Originally created 04/09/06

Ask Carson: Ill spouse vs. job: It's a matter of ethics



Dear Carson: Is it OK to call when your spouse is in the hospital? Do you call in the entire time they are in or what is the limit? - Working Wife

Dear Wife: I presume you are referring to calling in sick in order to miss work. If I am correct, it all depends on how sick your spouse is. This is not really a matter of etiquette, but of work ethic, which I suppose could be connected. The dilemma is one of being supportive of your spouse and responsible concerning your working life.

I would think it would be all right to miss the first day at work and according to how serious your spouse's ailment, I might suggest a shortened work day with an early visit and a late afternoon or evening visit to the hospital. Be as responsible to your job and as supportive to your husband as possible.

Dear Carson: This letter regards how to address a sympathy note to a woman who lost her mother. Personally, I address the envelope to "Mr. and Mrs. and Family", because the children lost a grandmother and the husband a mother-in-law. Everyone in a family is affected by the death of a loved one. In the salutation of the letter I address it to the one most directly affected. In this case I would write "Dear Jane." - Sympathetic Friend

Dear Friend: Thank you for a well-thought-out letter. It is gratifying when I ask readers for their input to have a letter such as yours.

Dear Carson: Is it considered in poor taste if a bridesmaid doesn't give a gift at the bridal shower? Also, I'd like your thoughts on a mother of the groom wearing black, formal wear to a late afternoon, outdoor wedding/reception. - Gift and Dress Query

Dear Query: It would feel a little awkward for a bridesmaid to go empty-handed to a bridal shower. I have given such a fine gift at the shower that I have let it be my wedding gift as well.

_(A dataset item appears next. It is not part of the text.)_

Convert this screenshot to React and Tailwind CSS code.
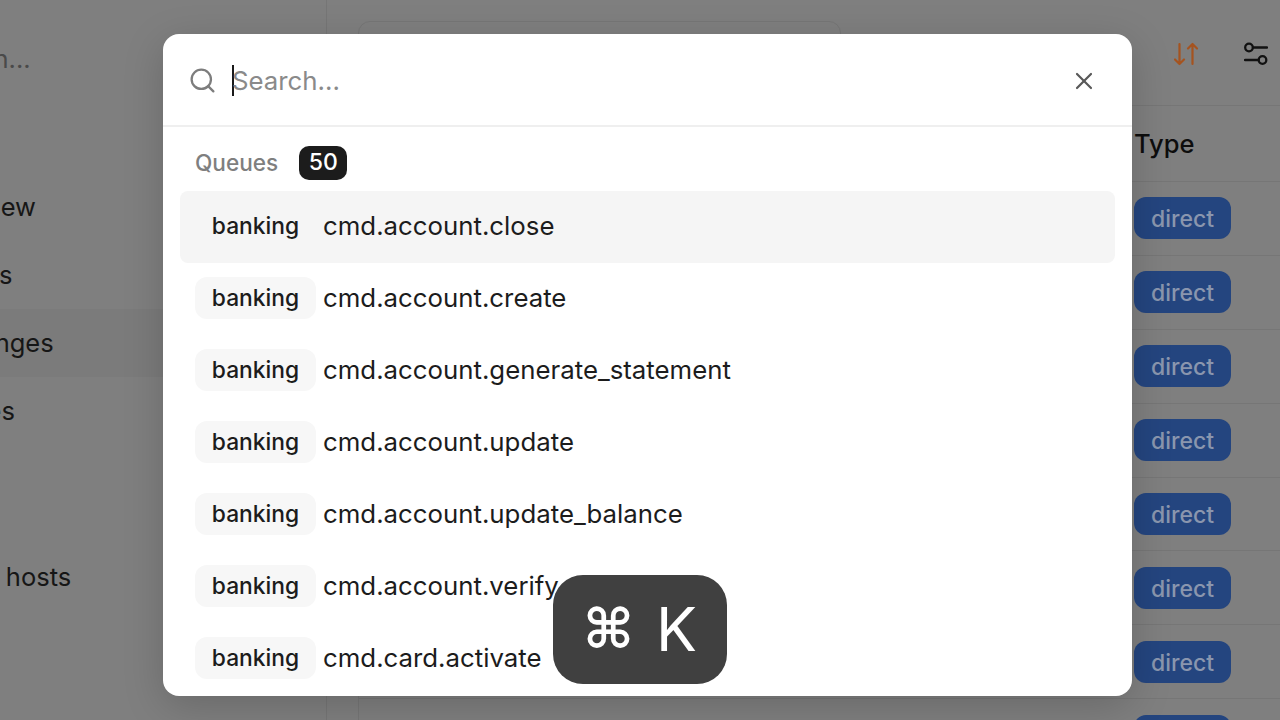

If the bridesmaid has already given the bride her wedding gift, I suggest she give a more modest gift for the shower. For instance, if the shower is a kitchen shower, the gift could be a set of dish towels or a casserole dish with a recipe tucked inside.

As to the mother of the groom's wearing black formalwear to an outdoor wedding and reception, I think her choice of clothing is ill-advised. It used to be that if anyone wore black to a wedding it would be a sign of mourning - unhappiness over the union of the bride and groom.

Nowadays, one sees black for many weddings. White or off-white is considered a taboo for wedding wear because it appears to compete with the bride.

P.S.: To readers who want a direct answer to queries, please know that I usually use the letter in the next column. There are exceptions, however, and especially if there is a question of time to consider.